Posted by: urs at October 18, 2006 9:13 AM

"a man who eats live kittens for desert...." To be fair, he does put whipped cream on them first. And anything with whipped cream kind of is a dessert, you know?

Posted by: paco at October 18, 2006 10:12 AM

I was under the impression that he served up the kittens on a kebab. I don't know, something about Cheney just screams "kittens on a stick" to me.

Also, awesome opening paragrah.

Posted by: em at October 18, 2006 10:57 AM

Yeah, nobody in "the rest of the world" wants a Dick in the oval office neighter... Now I'll be really nervous until 2008, great. To bad this one didn't fly, I was hoping they would take it far enough for it to work, guess not. Thanx Dustin, you have made my life at the cinema far more rewarding since I became a Pajiba diciple, keep up the good work:)

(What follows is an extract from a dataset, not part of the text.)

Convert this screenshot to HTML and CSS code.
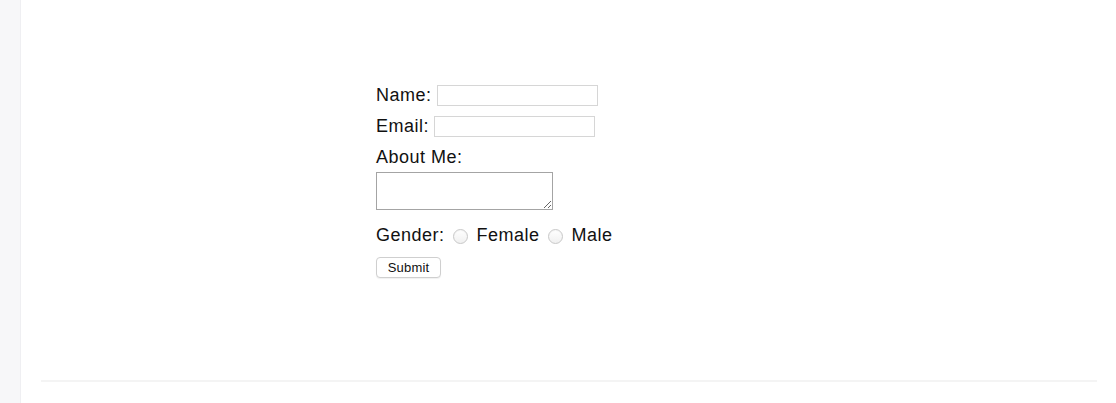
FILE: index.html
```html
<!DOCTYPE html>
<html>
<head>
<meta charset="utf-8">
<link rel="stylesheet" href="styles.css">
</head>
<body>
<div class="layout">
  <aside class="sidebar"></aside>
  <main class="main">
    <form class="form">
      <div class="row"><label class="lbl">Name:</label><input class="text name" type="text"></div>
      <div class="row"><label class="lbl">Email:</label><input class="text email" type="text"></div>
      <div class="row"><label class="lbl">About Me:</label></div>
      <textarea class="area"></textarea>
      <div class="row gender"><span class="lbl">Gender:</span><input class="radio" type="radio" name="g"><span class="lbl">Female</span><input class="radio" type="radio" name="g"><span class="lbl">Male</span></div>
      <button class="submit" type="button">Submit</button>
    </form>
    <div class="sep"></div>
  </main>
</div>
</body>
</html>
```

FILE: styles.css
```css
html, body { margin: 0; padding: 0; background: #fff; }
body { font-family: "Liberation Sans", Arial, sans-serif; color: #111; }
.layout { display: flex; height: 403px; }
.sidebar { width: 20px; flex: none; background: #f7f7f9; border-right: 1px solid #efeff2; }
.main { flex: 1; padding: 84px 19px 0 20px; }
.form { display: flex; flex-direction: column; align-items: flex-start; margin-left: 335px; font-size: 18px; }
.lbl { letter-spacing: 0.5px; }
.row { height: 23px; line-height: 23px; margin-bottom: 8px; display: flex; align-items: center; white-space: nowrap; }
.text { width: 161px; height: 21px; box-sizing: border-box; border: 1px solid #d6d6d6; padding: 0; background: #fff; outline: none; }
.name { margin: 0 0 0 5px; }
.email { margin: 0 0 0 5px; }
.area { width: 177px; height: 38px; box-sizing: border-box; border: 1px solid #a4a4a4; margin: -5px 0 0 0; padding: 0; background: #fff; }
.gender { margin-top: 14px; margin-bottom: 0; }
.radio { -webkit-appearance: none; appearance: none; width: 15px; height: 15px; box-sizing: border-box; border: 1px solid #c8c8c8; border-radius: 50%; margin: 1px 9px 0 8px; background: linear-gradient(#fff, #f0f0f0); box-shadow: inset 0 1px 1px rgba(0,0,0,0.04); }
.submit { margin-top: 10px; width: 65px; height: 21px; padding: 0; font-family: "Liberation Sans", Arial, sans-serif; font-size: 13px; letter-spacing: 0.2px; color: #111; background: #fff; border: 1px solid #cfcfcf; border-radius: 4px; box-shadow: 0 1px 1px rgba(0,0,0,0.06); }
.sep { height: 2px; background: #f4f4f4; margin-top: 102px; }
```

Posted by: miramuffin at October 18, 2006 12:22 PM

Did anyone else think while reading this review that NPR should start streaming the video from the NPR broadcast booth?

Posted by: Peter at October 18, 2006 12:33 PM

I heard about this pseudo-docu somewhere, sounds sort of interesting, but it's pretty much a fantasy of everyone that Bush gets assassinated, of course, that fantasy would be pretty bleak because of Cheney. Let's wait till after the 2008 election then we can hang him...

Posted by: Gina at October 18, 2006 1:36 PM

Whoa,Gina,watch your landuage! Dont forget at this time,you still have no constitutional right to dissent *like that*. Beware,big brother sees all.

Posted by: kim at October 18, 2006 6:25 PM

Are you still around here, boring us with your pointless comments, Gina? Damn...

Posted by: Yawn! at October 18, 2006 7:56 PM

Thank you, Dustin. You have made my day. I was thinking to myself about how my day is not complete until I shit myself in terror. As soon as I change my jeans, I will truly be in heaven.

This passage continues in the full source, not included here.